═══ Data entries ═══

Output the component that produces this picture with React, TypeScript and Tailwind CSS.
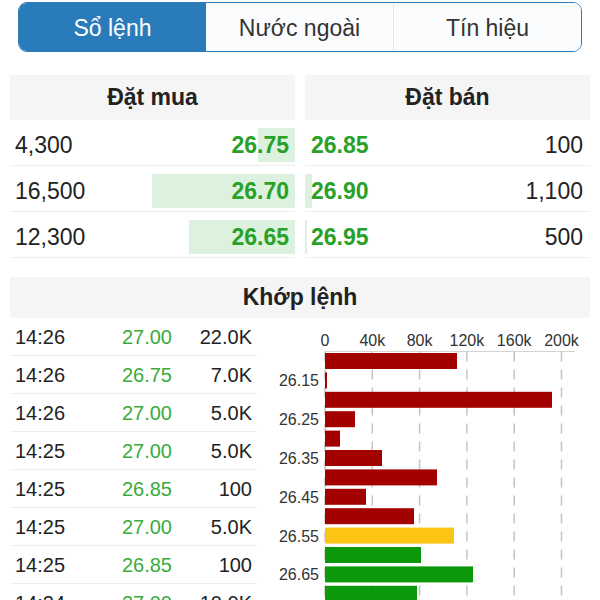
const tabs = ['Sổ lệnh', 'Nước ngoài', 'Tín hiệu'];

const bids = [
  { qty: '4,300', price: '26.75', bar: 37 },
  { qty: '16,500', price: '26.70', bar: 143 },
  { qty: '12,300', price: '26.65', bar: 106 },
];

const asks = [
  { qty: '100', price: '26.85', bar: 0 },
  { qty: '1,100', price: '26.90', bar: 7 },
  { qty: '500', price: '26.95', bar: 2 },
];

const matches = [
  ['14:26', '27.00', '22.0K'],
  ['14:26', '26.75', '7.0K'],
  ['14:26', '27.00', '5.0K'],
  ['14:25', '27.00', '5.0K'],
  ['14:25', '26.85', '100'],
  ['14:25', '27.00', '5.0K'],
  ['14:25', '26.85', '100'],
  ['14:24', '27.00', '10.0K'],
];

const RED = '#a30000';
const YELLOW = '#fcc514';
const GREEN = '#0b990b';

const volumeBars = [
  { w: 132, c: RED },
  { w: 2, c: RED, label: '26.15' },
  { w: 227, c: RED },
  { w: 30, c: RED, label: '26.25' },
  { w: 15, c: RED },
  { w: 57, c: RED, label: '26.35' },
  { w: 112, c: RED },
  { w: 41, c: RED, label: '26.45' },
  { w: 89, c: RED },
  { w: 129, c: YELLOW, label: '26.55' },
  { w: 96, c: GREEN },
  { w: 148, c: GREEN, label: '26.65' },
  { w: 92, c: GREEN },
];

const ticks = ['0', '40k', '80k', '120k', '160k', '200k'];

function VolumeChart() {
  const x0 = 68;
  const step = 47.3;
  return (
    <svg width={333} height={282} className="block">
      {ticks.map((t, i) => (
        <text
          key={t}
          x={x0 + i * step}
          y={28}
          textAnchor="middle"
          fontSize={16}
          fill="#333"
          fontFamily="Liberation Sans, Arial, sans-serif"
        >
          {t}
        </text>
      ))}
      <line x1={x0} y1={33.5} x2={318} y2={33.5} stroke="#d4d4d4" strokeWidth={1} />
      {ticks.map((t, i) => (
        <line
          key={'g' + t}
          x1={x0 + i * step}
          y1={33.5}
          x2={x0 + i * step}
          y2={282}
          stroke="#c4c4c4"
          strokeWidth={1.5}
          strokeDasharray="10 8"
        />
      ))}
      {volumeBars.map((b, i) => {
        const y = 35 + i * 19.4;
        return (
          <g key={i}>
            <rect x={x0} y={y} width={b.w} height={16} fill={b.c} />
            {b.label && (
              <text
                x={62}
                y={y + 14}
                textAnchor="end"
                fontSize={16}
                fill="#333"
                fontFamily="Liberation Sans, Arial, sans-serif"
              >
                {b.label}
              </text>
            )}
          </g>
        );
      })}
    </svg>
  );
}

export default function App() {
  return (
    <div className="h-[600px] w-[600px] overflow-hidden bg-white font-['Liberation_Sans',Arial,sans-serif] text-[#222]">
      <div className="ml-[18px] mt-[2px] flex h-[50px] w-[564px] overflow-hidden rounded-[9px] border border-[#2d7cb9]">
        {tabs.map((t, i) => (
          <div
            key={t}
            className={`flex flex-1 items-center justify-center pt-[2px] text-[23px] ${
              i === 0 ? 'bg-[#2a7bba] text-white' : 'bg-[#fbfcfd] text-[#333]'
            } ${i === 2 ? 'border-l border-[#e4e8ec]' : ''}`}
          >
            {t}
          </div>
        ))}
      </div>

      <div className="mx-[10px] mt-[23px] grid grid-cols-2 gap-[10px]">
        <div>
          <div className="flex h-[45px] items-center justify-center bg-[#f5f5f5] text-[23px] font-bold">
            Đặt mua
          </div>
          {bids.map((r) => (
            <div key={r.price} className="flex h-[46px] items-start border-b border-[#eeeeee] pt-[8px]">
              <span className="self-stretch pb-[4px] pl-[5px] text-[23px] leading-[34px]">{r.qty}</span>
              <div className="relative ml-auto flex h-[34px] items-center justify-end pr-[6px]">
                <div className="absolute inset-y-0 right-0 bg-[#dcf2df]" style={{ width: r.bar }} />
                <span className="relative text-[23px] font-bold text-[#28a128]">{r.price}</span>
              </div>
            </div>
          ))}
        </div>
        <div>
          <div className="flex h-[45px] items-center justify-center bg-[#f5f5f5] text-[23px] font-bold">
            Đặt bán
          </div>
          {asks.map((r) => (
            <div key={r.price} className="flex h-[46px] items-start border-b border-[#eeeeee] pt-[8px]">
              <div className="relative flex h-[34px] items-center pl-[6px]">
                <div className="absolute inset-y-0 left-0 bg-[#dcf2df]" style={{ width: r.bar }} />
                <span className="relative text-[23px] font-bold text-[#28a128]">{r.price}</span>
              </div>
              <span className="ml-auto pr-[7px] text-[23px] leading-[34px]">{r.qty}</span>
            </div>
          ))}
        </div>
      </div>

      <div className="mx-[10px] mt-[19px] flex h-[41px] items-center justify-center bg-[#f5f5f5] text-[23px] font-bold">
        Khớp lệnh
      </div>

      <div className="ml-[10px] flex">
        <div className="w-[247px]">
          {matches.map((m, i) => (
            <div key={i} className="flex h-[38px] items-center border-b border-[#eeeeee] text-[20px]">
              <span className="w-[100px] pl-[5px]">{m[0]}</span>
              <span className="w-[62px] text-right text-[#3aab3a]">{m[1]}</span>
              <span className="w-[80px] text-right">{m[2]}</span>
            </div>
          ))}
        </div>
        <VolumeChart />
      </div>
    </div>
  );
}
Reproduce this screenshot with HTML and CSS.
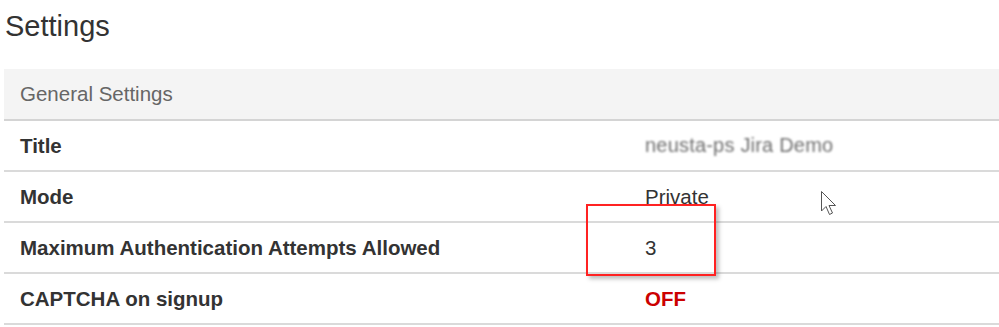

═══

Short exercise:
Print out the lines exactly, skipping any picture.

Response below:
Output the component that produces this picture with React, TypeScript and Tailwind CSS.
const tabs = ['Sổ lệnh', 'Nước ngoài', 'Tín hiệu'];

const bids = [
  { qty: '4,300', price: '26.75', bar: 37 },
  { qty: '16,500', price: '26.70', bar: 143 },
  { qty: '12,300', price: '26.65', bar: 106 },
];

const asks = [
  { qty: '100', price: '26.85', bar: 0 },
  { qty: '1,100', price: '26.90', bar: 7 },
  { qty: '500', price: '26.95', bar: 2 },
];

const matches = [
  ['14:26', '27.00', '22.0K'],
  ['14:26', '26.75', '7.0K'],
  ['14:26', '27.00', '5.0K'],
  ['14:25', '27.00', '5.0K'],
  ['14:25', '26.85', '100'],
  ['14:25', '27.00', '5.0K'],
  ['14:25', '26.85', '100'],
  ['14:24', '27.00', '10.0K'],
];

const RED = '#a30000';
const YELLOW = '#fcc514';
const GREEN = '#0b990b';

const volumeBars = [
  { w: 132, c: RED },
  { w: 2, c: RED, label: '26.15' },
  { w: 227, c: RED },
  { w: 30, c: RED, label: '26.25' },
  { w: 15, c: RED },
  { w: 57, c: RED, label: '26.35' },
  { w: 112, c: RED },
  { w: 41, c: RED, label: '26.45' },
  { w: 89, c: RED },
  { w: 129, c: YELLOW, label: '26.55' },
  { w: 96, c: GREEN },
  { w: 148, c: GREEN, label: '26.65' },
  { w: 92, c: GREEN },
];

const ticks = ['0', '40k', '80k', '120k', '160k', '200k'];

function VolumeChart() {
  const x0 = 68;
  const step = 47.3;
  return (
    <svg width={333} height={282} className="block">
      {ticks.map((t, i) => (
        <text
          key={t}
          x={x0 + i * step}
          y={28}
          textAnchor="middle"
          fontSize={16}
          fill="#333"
          fontFamily="Liberation Sans, Arial, sans-serif"
        >
          {t}
        </text>
      ))}
      <line x1={x0} y1={33.5} x2={318} y2={33.5} stroke="#d4d4d4" strokeWidth={1} />
      {ticks.map((t, i) => (
        <line
          key={'g' + t}
          x1={x0 + i * step}
          y1={33.5}
          x2={x0 + i * step}
          y2={282}
          stroke="#c4c4c4"
          strokeWidth={1.5}
          strokeDasharray="10 8"
        />
      ))}
      {volumeBars.map((b, i) => {
        const y = 35 + i * 19.4;
        return (
          <g key={i}>
            <rect x={x0} y={y} width={b.w} height={16} fill={b.c} />
            {b.label && (
              <text
                x={62}
                y={y + 14}
                textAnchor="end"
                fontSize={16}
                fill="#333"
                fontFamily="Liberation Sans, Arial, sans-serif"
              >
                {b.label}
              </text>
            )}
          </g>
        );
      })}
    </svg>
  );
}

export default function App() {
  return (
    <div className="h-[600px] w-[600px] overflow-hidden bg-white font-['Liberation_Sans',Arial,sans-serif] text-[#222]">
      <div className="ml-[18px] mt-[2px] flex h-[50px] w-[564px] overflow-hidden rounded-[9px] border border-[#2d7cb9]">
        {tabs.map((t, i) => (
          <div
            key={t}
            className={`flex flex-1 items-center justify-center pt-[2px] text-[23px] ${
              i === 0 ? 'bg-[#2a7bba] text-white' : 'bg-[#fbfcfd] text-[#333]'
            } ${i === 2 ? 'border-l border-[#e4e8ec]' : ''}`}
          >
            {t}
          </div>
        ))}
      </div>

      <div className="mx-[10px] mt-[23px] grid grid-cols-2 gap-[10px]">
        <div>
          <div className="flex h-[45px] items-center justify-center bg-[#f5f5f5] text-[23px] font-bold">
            Đặt mua
          </div>
          {bids.map((r) => (
            <div key={r.price} className="flex h-[46px] items-start border-b border-[#eeeeee] pt-[8px]">
              <span className="self-stretch pb-[4px] pl-[5px] text-[23px] leading-[34px]">{r.qty}</span>
              <div className="relative ml-auto flex h-[34px] items-center justify-end pr-[6px]">
                <div className="absolute inset-y-0 right-0 bg-[#dcf2df]" style={{ width: r.bar }} />
                <span className="relative text-[23px] font-bold text-[#28a128]">{r.price}</span>
              </div>
            </div>
          ))}
        </div>
        <div>
          <div className="flex h-[45px] items-center justify-center bg-[#f5f5f5] text-[23px] font-bold">
            Đặt bán
          </div>
          {asks.map((r) => (
            <div key={r.price} className="flex h-[46px] items-start border-b border-[#eeeeee] pt-[8px]">
              <div className="relative flex h-[34px] items-center pl-[6px]">
                <div className="absolute inset-y-0 left-0 bg-[#dcf2df]" style={{ width: r.bar }} />
                <span className="relative text-[23px] font-bold text-[#28a128]">{r.price}</span>
              </div>
              <span className="ml-auto pr-[7px] text-[23px] leading-[34px]">{r.qty}</span>
            </div>
          ))}
        </div>
      </div>

      <div className="mx-[10px] mt-[19px] flex h-[41px] items-center justify-center bg-[#f5f5f5] text-[23px] font-bold">
        Khớp lệnh
      </div>

      <div className="ml-[10px] flex">
        <div className="w-[247px]">
          {matches.map((m, i) => (
            <div key={i} className="flex h-[38px] items-center border-b border-[#eeeeee] text-[20px]">
              <span className="w-[100px] pl-[5px]">{m[0]}</span>
              <span className="w-[62px] text-right text-[#3aab3a]">{m[1]}</span>
              <span className="w-[80px] text-right">{m[2]}</span>
            </div>
          ))}
        </div>
        <VolumeChart />
      </div>
    </div>
  );
}
Reproduce this screenshot with HTML and CSS.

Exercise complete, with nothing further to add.